Era quella dell’isolazionismo “pacifista” di molta ruling class americana degli anni Trenta, repubblicana e democratica. Erano i senatori e i deputati che, fino a Pearl Harbor, facevano i cani da guardia a Roosevelt, e all’intervento, mobilitando milioni di cittadini, e primedonne molto chiare nelle loro preferenze. Come Charles Lindbergh, il trasvolatore, decorato a Berlino da Göring, che, alla radio diceva la sua: «Gli ebrei vogliono portare la nazione in guerra contro Hitler». Tutto questo era il brodo primordiale di Gore Vidal. Anche se lui stesso, sinceramente o con molto mestiere, ha dichiarato: «Non sono antisemita come mio nonno». Aggiungendo, a più riprese, e in diverse occasioni, come la scelta “di fedeltà” a Israele o all’America, fosse sempre una materia da testare sugli ebrei degli Stati Uniti.
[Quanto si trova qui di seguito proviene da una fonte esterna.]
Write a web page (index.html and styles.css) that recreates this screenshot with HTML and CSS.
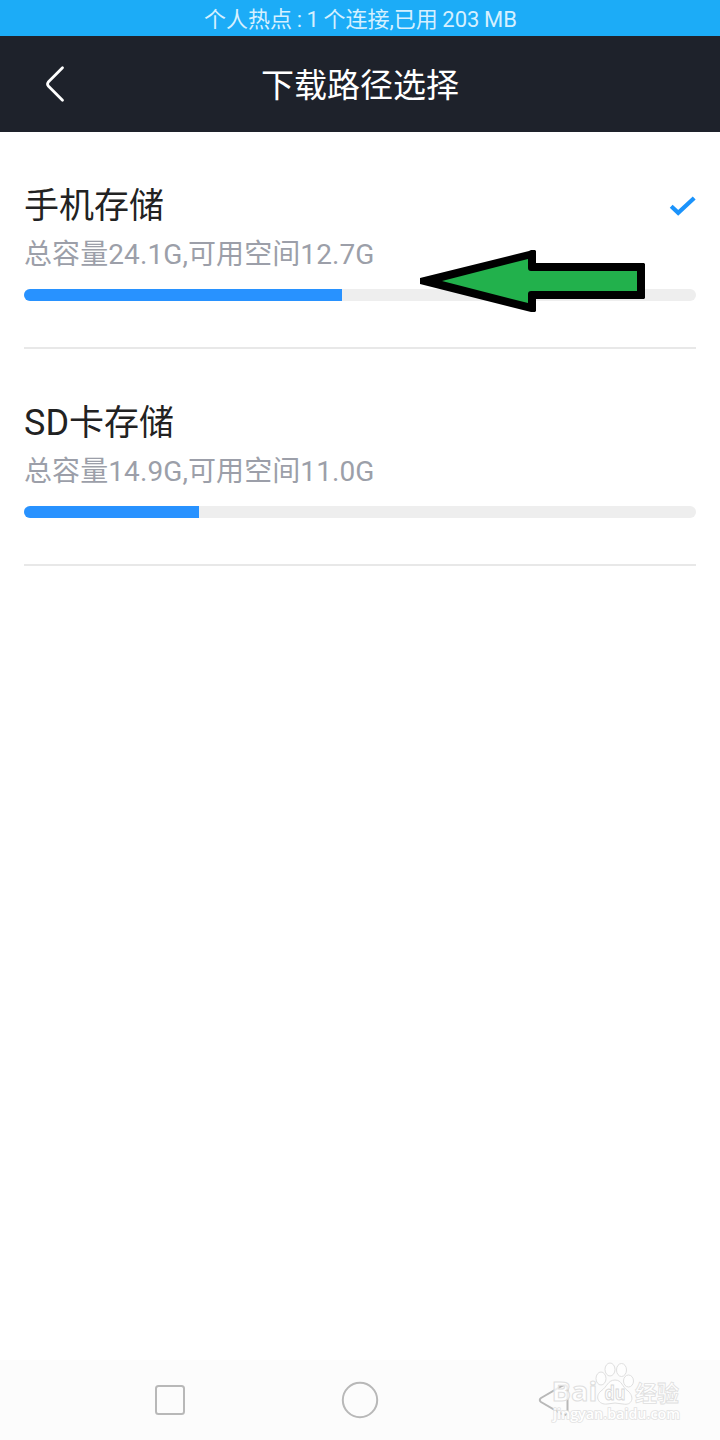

Alla fine: chi è morto, a 86 anni, a Los Angeles, dopo una nascita a West Point, e una vita di molti libri, molti saggi, molte passioni, e molti mestieri e arti? Lui, Gore Vidal, dopo aver scritto anche sette volumi sugli ultimi 150 anni di storia americana, si è definito anche “biografo della Nazione”. E dell’“impero”. David Greenberg lo ha invece centrato sul personale: un nostalgico dell’America bianca e sola, un tipico “nativist, bigot, racist and elitist”. Per questo, se è vero, potrebbe diventare un “tipo” postcontemporaneo, proprio negli anni (questi) del tramonto imperiale.